In May 2012 and 2013, Arrow was chartered to the Isle of Man Steam Packet Company for the Isle of Man TT. In October 2013, the Steam Packet Company confirmed a three-year charter which commenced on 28 April 2014 with a purchase option. During the summer of 2014, while not required in Steam Packet Company service, the vessel was temporarily sub-chartered to operate between Jersey (Channel Islands) and Portsmouth (England). She resumed services in the Irish Sea in the winter.

In April 2015, Arrow was called in to cover freight traffic as the Isle of Man Steam Packet Company fast craft was out of service for nearly a week and was required to carry as many passengers as possible.

On 18 March 2016, Arrow was called in to cover freight services to the Channel Islands for Condor Ferries as the regular vessel, Commodore Clipper, was covering routes while the Condor Liberation underwent repairs.

On 25 June 2020, while under subcharter to NorthLink Ferries, Arrow ran aground at the entrance to Aberdeen Harbour. She was freed by harbour tugs and continued to the quayside.
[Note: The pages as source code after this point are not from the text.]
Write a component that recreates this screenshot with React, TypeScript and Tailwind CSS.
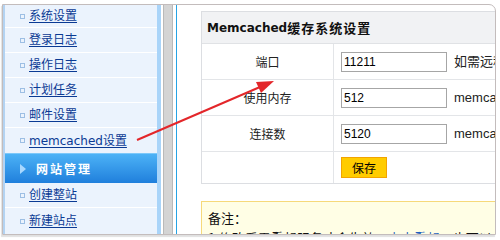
import React from "react";

const sideFont = { fontFamily: '"DejaVu Sans", "Noto Sans CJK SC", sans-serif' };

function SideLink({ label, h, border = true }: { label: string; h: string; border?: boolean }) {
  return (
    <div className={`${h} flex items-center pl-[15px] ${border ? "border-b border-white" : ""}`}>
      <span className="w-[5px] h-[5px] border border-[#9dbfe4] mr-[4px] shrink-0" />
      <a className="text-[12px] text-[#0a3a94] underline underline-offset-[2px] leading-none">{label}</a>
    </div>
  );
}

export default function App() {
  return (
    <div className="relative w-[500px] h-[240px] bg-white overflow-hidden pt-[4px] pl-[2px]" style={sideFont}>
      <div className="w-[494px] h-[231px] border border-[#c3bcbc] rounded-tr-[7px] overflow-hidden flex shadow-[-1px_2px_1px_rgba(0,0,0,0.12)]">
        {/* sidebar */}
        <div className="w-[154px] shrink-0 border-l-2 border-[#b3d3f2] bg-[#ebf3fd] flex flex-col">
          <SideLink label="系统设置" h="h-[23px]" />
          <SideLink label="登录日志" h="h-[25px]" />
          <SideLink label="操作日志" h="h-[25px]" />
          <SideLink label="计划任务" h="h-[25px]" />
          <SideLink label="邮件设置" h="h-[25px]" />
          <SideLink label="memcached设置" h="h-[25px]" border={false} />
          <div className="h-[30px] shrink-0 flex items-center pl-[15px] bg-gradient-to-b from-[#4cb2f6] to-[#1f7fdc] border-t border-[#7cc8fa]">
            <svg width="6" height="10" viewBox="0 0 6 10" className="mr-[10px]">
              <polygon points="0,0 6,5 0,10" fill="#a9d8ff" />
            </svg>
            <span className="text-white font-bold text-[12px] tracking-[2px]" style={{ fontFamily: '"Noto Sans CJK SC", sans-serif' }}>
              网站管理
            </span>
          </div>
          <SideLink label="创建整站" h="h-[25px]" />
          <div className="flex-1 flex items-center pl-[15px]">
            <span className="w-[5px] h-[5px] border border-[#9dbfe4] mr-[4px] shrink-0" />
            <a className="text-[12px] text-[#0a3a94] underline underline-offset-[2px] leading-none">新建站点</a>
          </div>
        </div>
        <div className="w-[4px] shrink-0 bg-[#a9d4f9]" />
        <div className="w-[2px] shrink-0 bg-white" />
        <div className="w-[10px] shrink-0 bg-[#d4d4d4] border-x border-[#b9b9b9]" />
        <div className="w-[3px] shrink-0 bg-white" />
        <div className="w-px shrink-0 bg-[#26a3e4]" />
        {/* content */}
        <div className="flex-1 min-w-0 pl-[24px] pt-[6px] overflow-hidden" style={{ fontFamily: '"Noto Sans CJK SC", sans-serif' }}>
          <div className="w-[340px] border border-[#dcdee2] text-[#222]">
            <div className="h-[32px] bg-[#f1f2f4] border-b border-[#e0e2e5] flex items-center pl-[5px] font-bold text-[#111]">
              <span className="text-[12px]" style={{ fontFamily: '"DejaVu Sans", sans-serif' }}>Memcached</span>
              <span className="text-[13px] tracking-[1px]">缓存系统设置</span>
            </div>
            {[
              ["端口", "11211", "如需远程访问"],
              ["使用内存", "512", "memcached"],
              ["连接数", "5120", "memcached"],
            ].map(([l, v, t]) => (
              <div key={l} className="h-[36px] border-b border-[#e3e5e8] flex">
                <div className="w-[132px] shrink-0 border-r border-[#e3e5e8] flex items-center justify-center text-[12px]">{l}</div>
                <div className="flex items-center pl-[7px] gap-[7px] whitespace-nowrap">
                  <div className="w-[106px] h-[20px] border border-[#a6a6a6] flex items-center pl-[2px] text-[12px] text-black" style={{ fontFamily: '"Liberation Sans", sans-serif' }}>
                    {v}
                  </div>
                  <span className="text-[13px] text-[#222]" style={{ fontFamily: '"Liberation Sans", "Noto Sans CJK SC", sans-serif' }}>{t}</span>
                </div>
              </div>
            ))}
            <div className="h-[31px] flex">
              <div className="w-[132px] shrink-0 border-r border-[#e3e5e8]" />
              <div className="flex items-center pl-[7px]">
                <button className="w-[46px] h-[21px] bg-[#ffcc00] border border-[#f2a400] text-[12px] text-black flex items-center justify-center">
                  保存
                </button>
              </div>
            </div>
          </div>
          <div className="mt-[17px] w-[340px] border border-[#f6d97a] bg-[#fffee5] pl-[6px] pt-[6px] text-[13px] leading-[20px] text-[#111] whitespace-nowrap">
            <div>备注：</div>
            <div>
              1.修改后需重起服务才会生效，<a className="text-[#1d5fbf] underline">点击重起</a>，也可以在服务管理中重起
            </div>
          </div>
        </div>
      </div>
      <svg className="absolute inset-0 pointer-events-none" width="500" height="240" viewBox="0 0 500 240">
        <line x1="137" y1="140" x2="260" y2="87" stroke="#e3262a" strokeWidth="2" />
        <polygon points="274,81 256,82 261,93" fill="#e3262a" />
      </svg>
    </div>
  );
}
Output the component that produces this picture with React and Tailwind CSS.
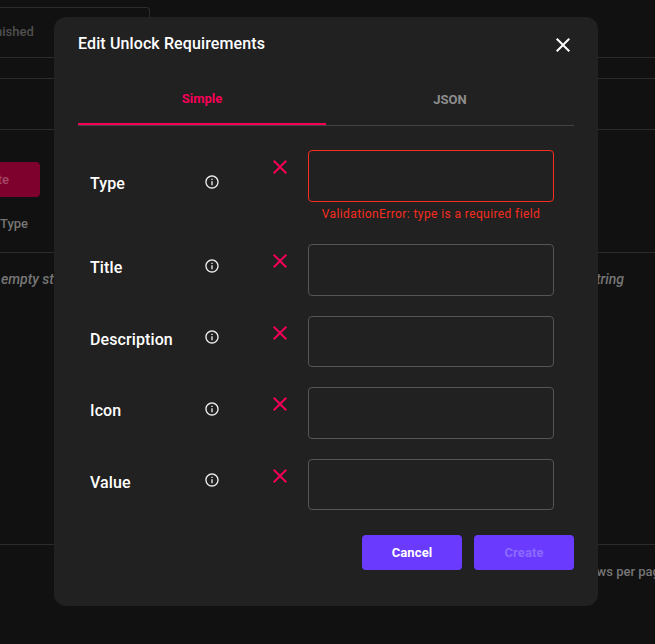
const closePath =
  "M19 6.41 17.59 5 12 10.59 6.41 5 5 6.41 10.59 12 5 17.59 6.41 19 12 13.41 17.59 19 19 17.59 13.41 12z";

const fields = [
  { label: "Type", error: "ValidationError: type is a required field" },
  { label: "Title" },
  { label: "Description" },
  { label: "Icon" },
  { label: "Value" },
];

function CloseIcon({ className }) {
  return (
    <svg width="24" height="24" viewBox="0 0 24 24" fill="currentColor" className={className}>
      <path d={closePath} />
    </svg>
  );
}

function InfoIcon() {
  return (
    <svg width="16" height="16" viewBox="0 0 24 24" fill="currentColor" className="text-[#eeeeee]">
      <path d="M11 7h2v2h-2zm0 4h2v6h-2zm1-9C6.48 2 2 6.48 2 12s4.48 10 10 10 10-4.48 10-10S17.52 2 12 2zm0 18c-4.41 0-8-3.59-8-8s3.59-8 8-8 8 3.59 8 8-3.59 8-8 8z" />
    </svg>
  );
}

function Field({ label, error }) {
  return (
    <div className={`flex items-center pl-3 ${error ? "mb-[22.4px]" : "mb-5"}`}>
      <div className="w-[108px] text-base font-medium tracking-[0.1px] text-white -mt-[4px]">{label}</div>
      <div className="w-[28px] flex justify-center -mt-[9px]">
        <InfoIcon />
      </div>
      <div className="flex items-start self-start ml-[42px]">
        <button type="button" className="w-6 h-6 mt-[5px] flex items-center justify-center text-[#f50057]">
          <CloseIcon />
        </button>
        <div className="ml-4 w-[246px]">
          <input
            className={`block w-full h-[51.5px] rounded bg-transparent border outline-none ${
              error ? "border-[#f62d20]" : "border-[#555555]"
            }`}
          />
          {error ? (
            <p className="mt-[5px] mb-[1.5px] text-center text-xs leading-[14px] tracking-[0.4px] text-[#f62d20]">
              {error}
            </p>
          ) : null}
        </div>
      </div>
    </div>
  );
}

function Background() {
  return (
    <div className="min-h-screen bg-[#111111] text-[#757575] text-[13px] font-medium overflow-hidden">
      <div className="h-[58px] pt-[7px] border-b border-[#2c2c2c]">
        <div className="w-[150px] h-[51px] border-r border-t border-[#2c2c2c] rounded-tr flex items-center">
          <span className="text-[#4f4f4f] -ml-[5px] -mt-[2px]">nished</span>
        </div>
      </div>
      <div className="h-[21px] border-b border-[#2c2c2c]"></div>
      <div className="h-[51px] border-b border-[#2c2c2c]"></div>
      <div className="h-[123px] border-b border-[#2c2c2c] pt-[32px]">
        <div className="w-[40px] h-[35px] bg-[#7e002c] rounded-r flex items-center justify-end pr-[31px] text-[#a3486a]">
          te
        </div>
        <div className="mt-[17px]">Type</div>
      </div>
      <div className="h-[292px] border-b border-[#2c2c2c] flex justify-between pt-[16px] text-sm italic">
        <span className="pl-[1px]">empty string</span>
        <span className="pr-[31px]">string</span>
      </div>
      <div className="pt-[17px] ml-[581px] whitespace-nowrap">Rows per page:</div>
    </div>
  );
}

export default function App() {
  return (
    <div className="font-['Roboto',sans-serif]">
      <Background />
      <div className="fixed left-[54px] top-[17px] w-[544px] h-[589px] rounded-xl bg-[#212121] px-6 pt-4">
        <div className="flex items-center justify-between h-[22px]">
          <h2 className="text-base font-medium tracking-[0.12px] text-white">Edit Unlock Requirements</h2>
          <CloseIcon className="text-white mr-[-1px] mt-[1px]" />
        </div>
        <div className="flex mt-5 h-[51px] border-b border-[#444444] text-[13px] font-bold">
          <div className="w-1/2 h-full flex items-center justify-center border-b-2 border-[#f50057] text-[#f50057]">
            Simple
          </div>
          <div className="w-1/2 flex items-center justify-center text-[#8d8d8d]">JSON</div>
        </div>
        <div className="mt-6">
          {fields.map((f) => (
            <Field key={f.label} label={f.label} error={f.error} />
          ))}
        </div>
        <div className="flex justify-end gap-3 mt-[24.5px]">
          <button type="button" className="w-[100px] h-[35px] rounded bg-[#6a3bff] text-[13px] font-bold tracking-[0.1px] text-white">
            Cancel
          </button>
          <button type="button" className="w-[100px] h-[35px] rounded bg-[#6a3bff] text-[13px] font-bold tracking-[0.1px] text-[#8c6aff]">
            Create
          </button>
        </div>
      </div>
    </div>
  );
}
From 19 July 2021, she was chartered by Caledonian MacBrayne to carry freight on the busy Stornoway to Ullapool route, freeing to make additional passenger crossings. On 23 July 2021, damage caused by a rope getting wrapped in the ship's propeller resulted in the vessel being withdrawn from service. On 25 July 2021, she went to Belfast for repairs, arriving there on 27 July. Repairs were completed on 2 August and she returned to service from Stornoway on the following evening. The charter is due to end on 7 September. In December 2021, due to thick fog at Heysham causing several cancelled sailings for the Isle of Man Steam Packet in the week before Christmas, Arrow was brought in to help clear the backlog of freight, which allowed Ben-my-Chree to carry her full complement of passengers.

From 17 January to the end of March 2023, Arrow was chartered by Caledonian MacBrayne to assist with freight operations on the busy Stornoway to Ullapool route during the closure of the port at Uig. She was used only four times (18 February, 8, 15 and 16 March) when freight sailings were cancelled due to the weather conditions, and to substitute her when there was significant traffic.

On 30 October 2023, CalMac announced that Arrow would be chartered again for the Stornoway to Ullapool route, due to being unable to use the linkspan in Stornoway. The charter would initially run from 2 to 15 November, with CalMac looking to extend the contract beyond that time.

On 28 March 2025 she began a year long charter to DFDS Seaways operating from Portsmouth to St Helier, Jersey as the main freight vessel after DFDS won the contract to serve the island.